Avoiding “Judicial Fiat”

On Aug. 4, U.S. District Judge Vaughn Walker threw out Proposition 8, California’s voter-approved ban on same-sex marriage. But don’t drop those invitations in the mail just yet. A three-judge panel of the Ninth U.S. Circuit Court of Appeals in San Francisco has put that ruling on ice – at least until December, when the court will consider a request by Prop 8 proponents to dismiss Walker’s ruling.

The court would do well, in the meantime, to read an op-ed by Edwin Meese III in The Washington Post. The former U.S. attorney general explains why even those who support same-sex marriage should be profoundly troubled by the legal ramifications of what he calls Judge Walker’s “arbitrary and capricious” ruling:

By refusing to acknowledge binding Supreme Court precedent, substantial evidence produced at trial that was contrary to the holding and plain common sense, the ruling exhibits none of the requirements of a traditional decision.

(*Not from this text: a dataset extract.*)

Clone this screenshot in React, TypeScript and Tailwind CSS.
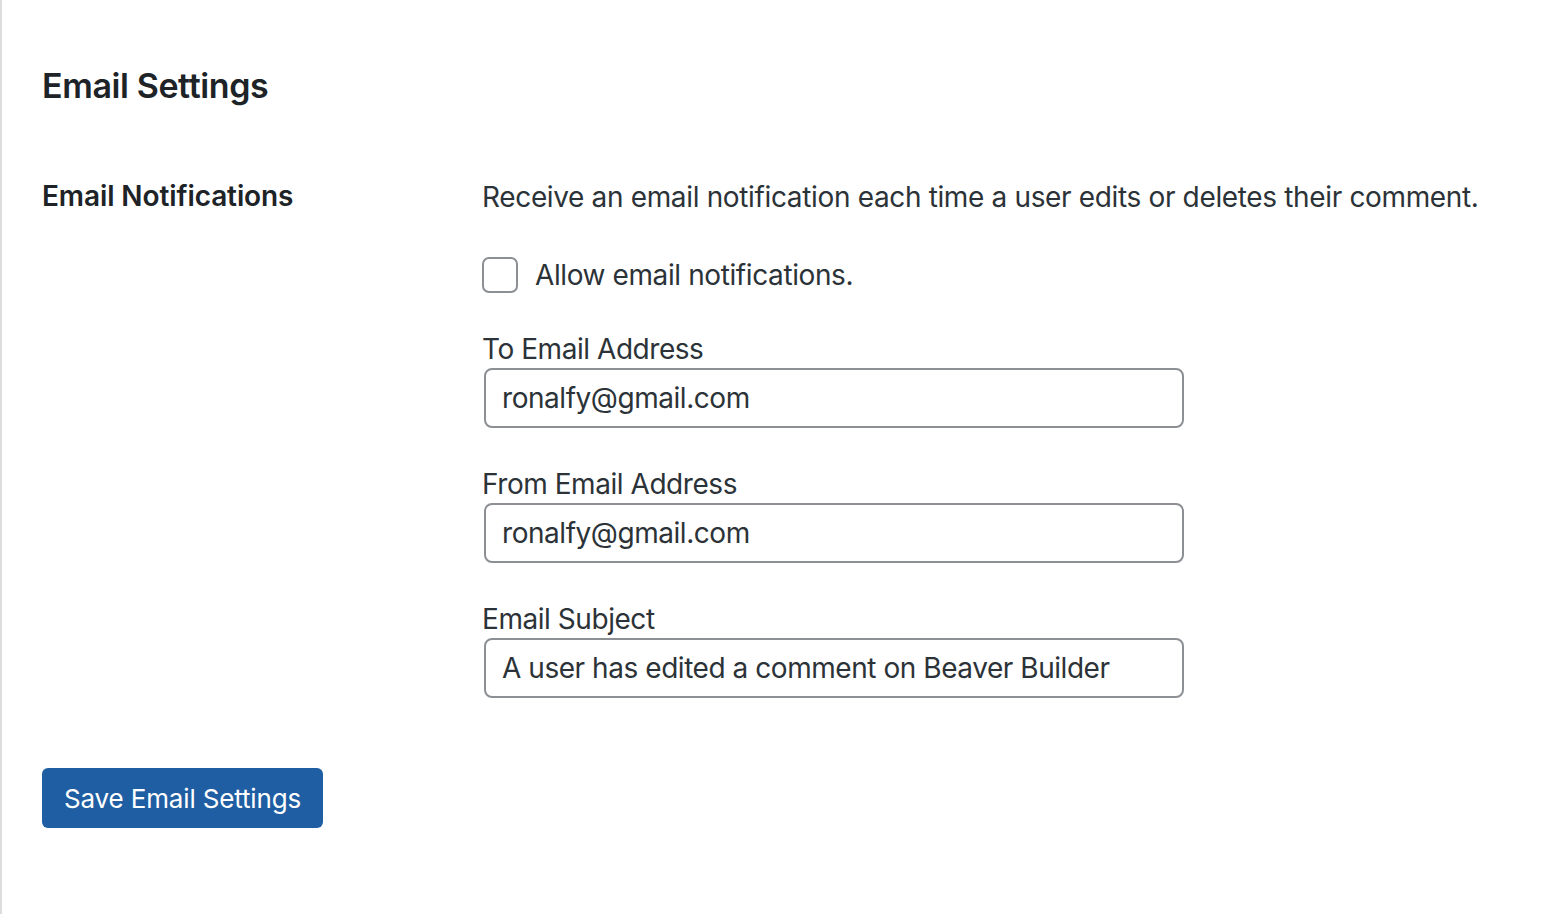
import { useState } from "react";

const fieldClass =
  "ml-[2px] block w-[700px] h-[60px] rounded-[8px] border-2 border-[#8c8f94] bg-white px-4 text-[28px] tracking-[-0.45px] text-[#2c3338] outline-none";

const labelClass = "block text-[28px] leading-[38px] tracking-[-0.45px]";

export default function App() {
  const [notify, setNotify] = useState(false);
  const [toEmail, setToEmail] = useState("ronalfy@gmail.com");
  const [fromEmail, setFromEmail] = useState("ronalfy@gmail.com");
  const [subject, setSubject] = useState("A user has edited a comment on Beaver Builder");

  return (
    <div className="min-h-screen bg-white border-l-2 border-[#dcdcde] pl-10 font-['Inter',sans-serif] text-[#2c3338]">
      <h2 className="pt-[66px] text-[34px] leading-[40px] font-semibold tracking-[-0.4px] text-[#1d2327]">
        Email Settings
      </h2>

      {/* Settings table */}
      <div className="mt-[69px] flex">
        <div className="mt-[1px] w-[440px] text-[28px] leading-[40px] font-semibold tracking-[-0.1px] text-[#1d2327]">
          Email Notifications
        </div>
        <div className="flex flex-col">
          <p className="mt-[2px] text-[28px] leading-[40px] tracking-[-0.35px]">
            Receive an email notification each time a user edits or deletes their comment.
          </p>

          <label className="mt-[38px] flex h-10 items-center gap-[17px] text-[28px] tracking-[-0.4px] cursor-pointer">
            <input
              type="checkbox"
              checked={notify}
              onChange={(e) => setNotify(e.target.checked)}
              className="appearance-none w-9 h-9 rounded-[7px] border-2 border-[#8c8f94] bg-white checked:bg-[#2271b1]"
            />
            Allow email notifications.
          </label>

          <label className={`mt-[35px] ${labelClass}`}>To Email Address</label>
          <input className={fieldClass} value={toEmail} onChange={(e) => setToEmail(e.target.value)} />

          <label className={`mt-[37px] ${labelClass}`}>From Email Address</label>
          <input className={fieldClass} value={fromEmail} onChange={(e) => setFromEmail(e.target.value)} />

          <label className={`mt-[37px] ${labelClass}`}>Email Subject</label>
          <input className={fieldClass} value={subject} onChange={(e) => setSubject(e.target.value)} />
        </div>
      </div>

      <button className="mt-[70px] h-[60px] rounded-[6px] bg-[#1f5ea2] px-[22px] text-[26px] tracking-[-0.15px] text-white cursor-pointer">
        Save Email Settings
      </button>
    </div>
  );
}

Walker’s ruling, in Meese’s view, is simply “too extreme to stand.” He goes on:

[S]tructurally sound opinions always confront binding legal precedent. Walker’s is a clear exception because the U.S. Supreme Court has spoken on whether a state’s refusal to authorize same-sex marriage violates the equal protection and due process clauses of the 14th Amendment. In 1972, Baker v. Nelson, a case over whether Minnesota violated the Constitution by issuing marriage licenses only to opposite-sex couples, was unanimously thrown out on the merits … The Supreme Court’s action establishes a binding precedent in favor of Proposition 8. But Judge Walker’s ruling doesn’t mention Baker, much less attempt to distinguish it or accept its findings.

As for the lopsidedness of Judge Walker’s ruling:

Walker’s opinion pretends that the voluminous evidence introduced on the side of Proposition 8 does not exist. It neither acknowledges nor attempts to distinguish the writings of renowned scholars presented at trial in support of Proposition 8, including that of anthropologist Claude Levi-Strauss, history professor Robina Quale and social scientist Kingsley Davis. It ignores the writings of legal giant William Blackstone and philosophers John Locke and Bertrand Russell. It even refused to address the fact that Congress, in the 1996 Defense of Marriage Act, defined marriage as the ‘legal union between one man and one woman as husband and wife.’

Meese concludes:

People can differ on whether, as a matter of policy, states should allow same-sex marriage. The robust debate on that topic should not be short-circuited by judicial fiat.